There were many Jews in Israel who did follow Yeshua for many reasons. There were those who followed him because he was healing people, and they needed healing. There were those who simply wanted to see the miracles. There were those who received food from him, and wanted more.

Then there were many who heard his teachings and were astonished by the way he spoke (Matthew 7:28). He offered mercy, love, and hope to weary and oppressed people.

There were his disciples whom he called—not only the twelve, but many who were called disciples, whom he taught, and later sent out.

Some of the Pharisees invited him into their homes. Some Pharisees came to warn him of Herod’s plan to kill him (Luke 13:31).

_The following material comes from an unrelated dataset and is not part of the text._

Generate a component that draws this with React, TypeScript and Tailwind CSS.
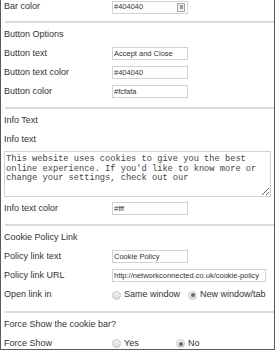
import React from 'react';

const font = { fontFamily: '"Liberation Sans", Arial, sans-serif' };

function Sep() {
    return <div className="ml-[4px] h-[2px] bg-[#dadada] shrink-0" />;
}

function Heading({ children }: { children: React.ReactNode }) {
    return <div className="h-[18px] flex items-center text-[9px] text-[#333]">{children}</div>;
}

function Field({ value, wide, picker }: { value: string; wide?: boolean; picker?: boolean }) {
    return (
        <div
            className={`relative h-[13px] border border-[#d2d2d2] bg-white flex items-center pl-[1px] text-[7.5px] text-[#333] ${wide ? 'w-[154px]' : 'w-[76px]'}`}
        >
            <span className="whitespace-nowrap">{value}</span>
            {picker && (
                <span className="absolute right-[2px] top-[1px] w-[8px] h-[9px] border border-[#a8a8a8] bg-[#ececec] flex items-start justify-center">
                    <span className="mt-[1px] w-[3px] h-[4px] bg-[#9a9a9a]" />
                </span>
            )}
        </div>
    );
}

function Row({ label, children, h = 'h-[19px]' }: { label: string; children?: React.ReactNode; h?: string }) {
    return (
        <div className={`${h} flex items-center shrink-0`}>
            <div className="w-[108px] text-[9px] text-[#333] whitespace-nowrap">{label}</div>
            {children}
        </div>
    );
}

function Radio({ checked }: { checked?: boolean }) {
    return (
        <span className="w-[9px] h-[9px] rounded-full border border-[#c8c8c8] bg-gradient-to-b from-[#f6f6f6] to-[#dadada] flex items-center justify-center shrink-0">
            {checked && <span className="w-[4px] h-[4px] rounded-full bg-[#666]" />}
        </span>
    );
}

function Option({ label, checked, w }: { label: string; checked?: boolean; w: string }) {
    return (
        <span className={`flex items-center gap-[3px] ${w}`}>
            <Radio checked={checked} />
            <span className="text-[9px] text-[#333] whitespace-nowrap">{label}</span>
        </span>
    );
}

export default function App() {
    const info =
        "This website uses cookies to give you the best online experience. If you'd like to know more or change your settings, check out our";

    return (
        <div className="w-[275px] h-[350px] bg-white border-l border-r border-b border-[#5a5a5a] overflow-hidden flex flex-col" style={font}>
            <div className="pl-[3px] h-[14px] flex items-center shrink-0">
                <div className="w-[108px] text-[9px] text-[#333]">Bar color</div>
                <Field value="#404040" picker />
            </div>

            {/* Button options */}
            <div className="mt-[7px]">
                <Sep />
            </div>
            <div className="pl-[3px] pt-[3px] flex flex-col">
                <Heading>Button Options</Heading>
                <Row label="Button text"><Field value="Accept and Close" /></Row>
                <Row label="Button text color"><Field value="#404040" /></Row>
                <Row label="Button color"><Field value="#fcfafa" /></Row>
            </div>

            {/* Info text */}
            <div className="mt-[6px]">
                <Sep />
            </div>
            <div className="pl-[3px] pt-[3px] flex flex-col">
                <Heading>Info Text</Heading>
                <Row label="Info text" />
                <textarea
                    readOnly
                    defaultValue={info}
                    className="mt-[2px] w-[267px] h-[46px] border border-[#d2d2d2] px-[1px] pt-[3px] text-[8.7px] leading-[9.7px] text-[#444] outline-none"
                    style={{ fontFamily: '"Liberation Mono", "Courier New", monospace' }}
                />
                <div className="mt-[2px]">
                    <Row label="Info text color"><Field value="#fff" /></Row>
                </div>
            </div>

            {/* Cookie policy */}
            <div className="mt-[6px]">
                <Sep />
            </div>
            <div className="pl-[3px] pt-[3px] flex flex-col">
                <Heading>Cookie Policy Link</Heading>
                <Row label="Policy link text"><Field value="Cookie Policy" /></Row>
                <Row label="Policy link URL"><Field value="http://networkconnected.co.uk/cookie-policy" wide /></Row>
                <Row label="Open link in" h="h-[20px]">
                    <Option label="Same window" w="w-[76px]" />
                    <Option label="New window/tab" checked w="w-auto" />
                </Row>
            </div>

            {/* Force show */}
            <div className="mt-[6px]">
                <Sep />
            </div>
            <div className="pl-[3px] pt-[3px] flex flex-col">
                <Heading>Force Show the cookie bar?</Heading>
                <Row label="Force Show">
                    <Option label="Yes" w="w-[64px]" />
                    <Option label="No" checked w="w-auto" />
                </Row>
            </div>
        </div>
    );
}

There was Nicodemus, a wealthy member of the Sanhedrin, known from the Talmud (Gittin 56a), who came to Yeshua secretly, but later spoke up for him at his trial, and eventually became a disciple (John 3:1ff, 7:50-52). Together with Joseph of Arimathea, he prepared Yeshua’s body for burial in the tomb provided by Joseph (John 19:38-39).

Across the Jewish spectrum, there were many who embraced Yeshua, each for his own reasons. There were, of course, others who did not.

Rejection because of Inconvenience

Among the first to reject Yeshua were some herders of pigs, and the people of the city where they lived, east of the Sea of Galilee in the Decapolis region (Matthew 8:28-34). He cast the demons out of two demonized men, and into a herd of pigs, which drowned themselves in the sea. The herders went to the city to tell what had happened, and the people came out and pleaded with Yeshua to go away.

In Matthew 19:16-22, a rich young man came to Yeshua asking what he must do to gain eternal life. When Yeshua told him to keep the Torah, this was no problem for him, as he said he already did so. But when Yeshua told him to sell his possessions, give to the poor, and follow him, that was too much to ask.

When Yeshua tells a parable of the unjust steward and gives some exhortations about not elevating money over the love of G-d, some of the Pharisees choked on his words and ridiculed him (Luke 16:14).

Such rejections are sad, but it gets worse.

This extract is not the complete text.